Working under the heading of Max MÜller’s statement in the introduction of his book Upanishads Vol. 2 “All books which have once been called sacred by man will have a lasting place in the history of mankind,” the Internet Sacred Text Archives have been searching out, translating and making public the world’s most sought after public domain texts since 1999.
The Internet Sacred Text Archive is dedicated to ancient texts ranging in date from pre-biblical to the 20th century. The only conditions are that they be of a religious nature or highly related to world religions such as anthropology books and that they be in the public domain in the US. Despite this stipulation the site houses a lot of texts which the average reader would not consider religious such as “Aesop’s Fables.”
The site was started by John B. Hare an anthropologist and linguist from Southern California as a way to archive texts that were hard to find or had been housed elsewhere online but since disappeared because the sites they were on previously had been shut down.
“This site is like a public library,” says John Hare on the site’s FAQ page, “It’s accessible to anyone, contains unfiltered information and does not advocate any particular point of view. However, no one will shush you for making too much noise while using this site.”
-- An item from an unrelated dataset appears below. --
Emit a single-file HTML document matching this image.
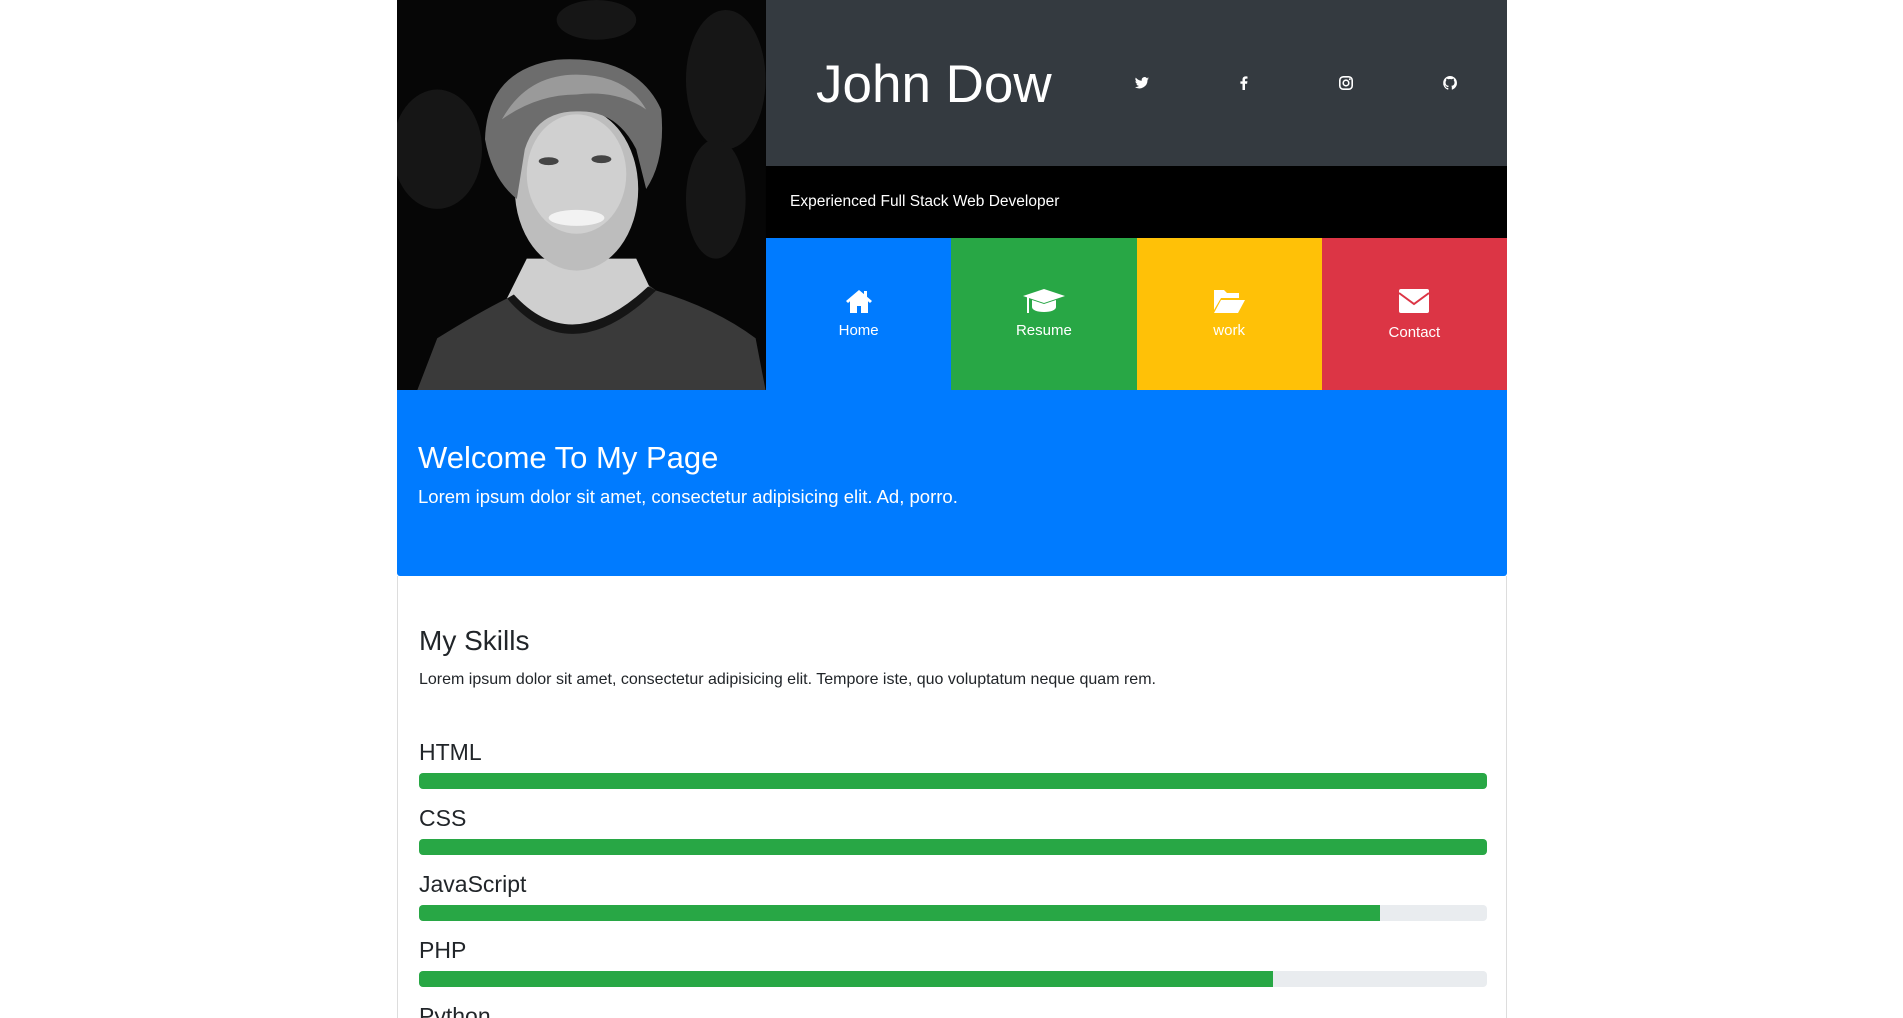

Among the list of books in the archive’s bibliography are such diverse texts as “Early Life of the Pennsylvania Germans” by Ammon Monroe Aurand, Jr. and “Ceasar’s Column” by Ignatius Donnelly a utopian novel written in 1890. The site is run by volunteers from all over the world typically who have visited the site and viewed its “Wishlist” of texts the site owner would like to see translated and added to the collection.
The point of the site was never to make money it was “To do something nice for people,” as the sites founder says but they have begun to sell DVD-ROM versions of some of the widely-known religious texts housed at the site namely the Quran, The Holy Bible and The Apocrypha. A collection which readers have touted as “A lovingly chosen library…”
Topics on the site range from African, Christianity and Hindu to the more obscure Grimoires, Oahspe and Zoroastrianism. While there is a bibliography of the texts housed on the site there is no comprehensive count of the number of finished and unfinished texts but it does say there are well over a thousand with more being added and new volunteers being recruited every day.